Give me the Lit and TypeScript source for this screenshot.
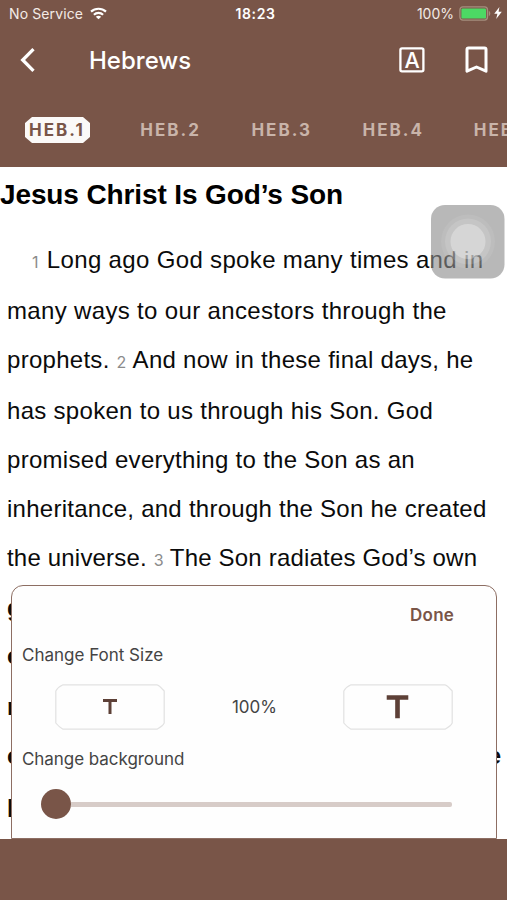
import { LitElement, html, svg, css } from "lit";
import { customElement, state } from "lit/decorators.js";
import { classMap } from "lit/directives/class-map.js";

interface Line {
  height: number;
  spacing: number;
  parts: (string | number)[];
  first?: boolean;
  bold?: boolean;
  wide?: boolean;
}

const LINES: Line[] = [
  { height: 51, spacing: 0.34, parts: [1, "Long ago God spoke many times and in"], first: true },
  { height: 49, spacing: 0.34, parts: ["many ways to our ancestors through the"] },
  { height: 51, spacing: 0.28, parts: ["prophets. ", 2, "And now in these final days, he"] },
  { height: 49, spacing: 0.3, parts: ["has spoken to us through his Son. God"] },
  { height: 49, spacing: 0.29, parts: ["promised everything to the Son as an"] },
  { height: 49, spacing: 0.26, parts: ["inheritance, and through the Son he created"] },
  { height: 50, spacing: 0.19, parts: ["the universe. ", 3, "The Son radiates God’s own"] },
  { height: 48, spacing: 0, parts: ["glory and expresses the very"], bold: true },
  { height: 51, spacing: 0, parts: ["character of God, and he sustains"], bold: true },
  { height: 49, spacing: 0, parts: ["mighty power of his"], bold: true },
  { height: 53, spacing: 0, parts: ["command. When he", "had the"], bold: true, wide: true },
  { height: 34, spacing: 0, parts: ["had cleansed us from our sins"], bold: true },
];

const TABS = ["HEB.1", "HEB.2", "HEB.3", "HEB.4", "HEB.5"];

@customElement("status-bar")
class StatusBar extends LitElement {
  static styles = css`
    :host {
      display: grid;
      grid-template-columns: 1fr auto 1fr;
      align-items: center;
      height: 27px;
      padding: 0 5px 0 9px;
      color: #f3ebe6;
      font: 400 14px "Inter", sans-serif;
    }
    .side { display: flex; align-items: center; }
    .service { letter-spacing: 0.12px; }
    .wifi { margin-left: 7px; margin-top: -1px; }
    .time { font-weight: 600; letter-spacing: 0.6px; color: #fff; }
    .right { justify-content: flex-end; }
    .battery { margin-left: 5px; margin-top: -1px; }
    .bolt { margin-left: 3px; margin-top: -1px; }
  `;
  render() {
    return html`
      <div class="side">
        <span class="service">No Service</span>
        <svg class="wifi" width="17" height="13" viewBox="0 0 17 13" fill="none" stroke="#fff" stroke-width="2.2">
          <path d="M1 4.6C5.2.8 11.8.8 16 4.6" />
          <path d="M3.9 7.7C6.5 5.3 10.5 5.3 13.1 7.7" />
          <path d="M8.5 12.3L5.8 9.7C7.4 8.3 9.6 8.3 11.2 9.7Z" fill="#fff" stroke="none" />
        </svg>
      </div>
      <span class="time">18:23</span>
      <div class="side right">
        <span>100%</span>
        <svg class="battery" width="32" height="15" viewBox="0 0 32 15">
          <rect x=".9" y=".9" width="27.6" height="13.2" rx="3" fill="none" stroke="#a58f7e" stroke-width="1.3" />
          <rect x="2.4" y="2.4" width="24.6" height="10.2" rx="1.2" fill="#4cd964" />
          <path d="M29.8 5v5c2-.6 2-4.4 0-5z" fill="#a58f7e" />
        </svg>
        <svg class="bolt" width="8" height="12" viewBox="0 0 8 12">
          <path d="M5.4 0L.2 6.7H3.4L2.2 12L7.8 4.8H4.6Z" fill="#fff" />
        </svg>
      </div>
    `;
  }
}

@customElement("title-bar")
class TitleBar extends LitElement {
  static styles = css`
    :host {
      display: flex;
      align-items: center;
      height: 66px;
      padding: 0 19px 0 20px;
      color: #fff;
      font: 500 24px "Inter", sans-serif;
    }
    .title { margin-left: 53px; flex: 1; }
    .letter { font: 500 21.5px "Inter", sans-serif; }
    .mark { margin-left: 40px; }
  `;
  render() {
    return html`
      <svg width="16" height="26" viewBox="0 0 16 26" fill="none" stroke="#fff" stroke-width="3.3">
        <path d="M13.5 2.2L2.7 13L13.5 23.8" />
      </svg>
      <span class="title">Hebrews</span>
      <svg width="26" height="26" viewBox="0 0 26 26">
        <rect x="1.4" y="1.4" width="23" height="23" rx="1.6" fill="none" stroke="#fff" stroke-width="2.3" />
        <text class="letter" x="13" y="20.8" text-anchor="middle" fill="#fff">A</text>
      </svg>
      <svg class="mark" width="23" height="28" viewBox="0 0 23 28" fill="none" stroke="#fff" stroke-width="3">
        <path d="M2 25.2V3.5Q2 2 3.5 2H19.5Q21 2 21 3.5V25.2L11.5 21Z" stroke-linejoin="round" />
      </svg>
    `;
  }
}

@customElement("reader-settings")
class ReaderSettings extends LitElement {
  @state() percent = 100;
  static styles = css`
    :host {
      display: flex;
      flex-direction: column;
      box-sizing: border-box;
      height: 254px;
      padding: 17px 43px 0 10px;
      border: 1.5px solid #8d6e63;
      border-bottom-width: 1px;
      border-radius: 12px 12px 0 0;
      background: #fefefe;
      color: #444;
      font: 400 17px/24px "Inter", sans-serif;
    }
    .done { align-self: flex-end; font-weight: 600; color: #795548; letter-spacing: 0.2px; margin-right: -1px; }
    .label { margin-top: 16px; }
    .sizes {
      display: flex;
      align-items: center;
      justify-content: space-between;
      margin: 17px 0 0 33px;
    }
    .percent { padding-left: 1px; }
    .button { display: grid; }
    .button > svg { grid-area: 1 / 1; place-self: center; }
    .background { margin-top: 17px; letter-spacing: -0.05px; }
    .slider { display: flex; align-items: center; margin: 18px 1px 0 19px; }
    .knob { width: 30px; height: 30px; border-radius: 50%; background: #795548; }
    .track { flex: 1; height: 5px; border-radius: 0 2px 2px 0; background: #d7ccc8; }
  `;
  private sizeButton(size: number) {
    return html`<div class="button">
      <svg width="110" height="46" viewBox="0 0 110 46" fill="none" stroke="#e2e2e2" stroke-width="1.2">
        <path d="M8 .8H102Q104 1 109.2 7V39Q108 42 102 45.2H8Q4 43 .8 39V7Q3 3 8 .8Z" />
      </svg>
      <svg width=${size} height=${size} viewBox="0 0 24 24">
        <path fill="#5d4037" d="M5 4v3h5.500v12h3V7H19V4z" />
      </svg>
    </div>`;
  }
  render() {
    return html`
      <span class="done">Done</span>
      <span class="label">Change Font Size</span>
      <div class="sizes">
        ${this.sizeButton(24)}
        <span class="percent">${this.percent}%</span>
        ${this.sizeButton(37)}
      </div>
      <span class="background">Change background</span>
      <div class="slider"><span class="knob"></span><span class="track"></span></div>
    `;
  }
}

@customElement("app-root")
class AppRoot extends LitElement {
  @state() active = 0;
  static styles = css`
    :host {
      display: flex;
      flex-direction: column;
      position: relative;
      height: 900px;
      overflow: hidden;
      background: #fff;
    }
    .top { flex: none; height: 167px; background: #795548; }
    .tabs { display: flex; height: 74px; padding: 24px 0 0 25px; gap: 46.2px; box-sizing: border-box; overflow: hidden; }
    .tab {
      flex: none;
      width: 65px;
      height: 26px;
      box-sizing: border-box;
      padding-left: 4px;
      color: #c9b4aa;
      font: 700 17px/26px "Inter", sans-serif;
      letter-spacing: 2px;
      white-space: nowrap;
    }
    .tab.active {
      background: #fbf9f8;
      color: #795548;
      border-radius: 6px;
      clip-path: polygon(7px 0, 58px 0, 65px 6px, 65px 20px, 58px 26px, 7px 26px, 0 20px, 0 6px);
    }
    .page { flex: 1; min-height: 0; overflow: hidden; color: #0b0b0b; font-family: "Liberation Sans", Arial, sans-serif; }
    h1 { margin: 11px 0 0; font-size: 28px; line-height: 34px; letter-spacing: -0.12px; white-space: nowrap; color: #000; }
    .verses { margin-top: 31px; padding-left: 7px; }
    .line { font-size: 24px; line-height: 34px; white-space: pre; }
    .first { padding-left: 25px; }
    .first .num { margin-right: 8px; }
    .bold { font-weight: 700; }
    .wide { display: flex; justify-content: space-between; width: 494px; }
    .num { font: 400 16px/16px "Inter", sans-serif; color: #8b8b8b; margin-right: 6px; }
    .bottom { flex: none; height: 61px; background: #795548; }
    .panel { position: absolute; left: 11px; right: 10px; top: 585px; }
    .touch { position: absolute; left: 431px; top: 205px; }
  `;
  render() {
    return html`
      <header class="top">
        <status-bar></status-bar>
        <title-bar></title-bar>
        <nav class="tabs">
          ${TABS.map((t, i) => html`<span class=${classMap({ tab: true, active: i === this.active })}>${t}</span>`)}
        </nav>
      </header>
      <main class="page">
        <h1>Jesus Christ Is God’s Son</h1>
        <div class="verses">
          ${LINES.map(
            (l) => html`<div class=${classMap({ line: true, first: !!l.first, bold: !!l.bold, wide: !!l.wide })}
              style="height:${l.height}px;letter-spacing:${l.spacing}px">${l.parts.map((p) =>
                html`<span class=${classMap({ num: typeof p === "number" })}>${p}</span>`
              )}</div>`
          )}
        </div>
      </main>
      <footer class="bottom"></footer>
      <reader-settings class="panel"></reader-settings>
      <svg class="touch" width="74" height="74" viewBox="0 0 74 74">
        <rect width="73.5" height="73.5" rx="14" fill="#8c8c8c" fill-opacity=".62" />
        ${[[27, 0.07], [23, 0.12], [17.5, 0.3]].map(
          ([r, o]) => svg`<circle cx="37" cy="36.5" r=${r} fill="#fff" fill-opacity=${o} />`
        )}
      </svg>
    `;
  }
}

· · · ·

§ **EXERCISE GOAL**
Say how many lines above hold the word "this", giving only the count.

§ **IN RESPONSE**
5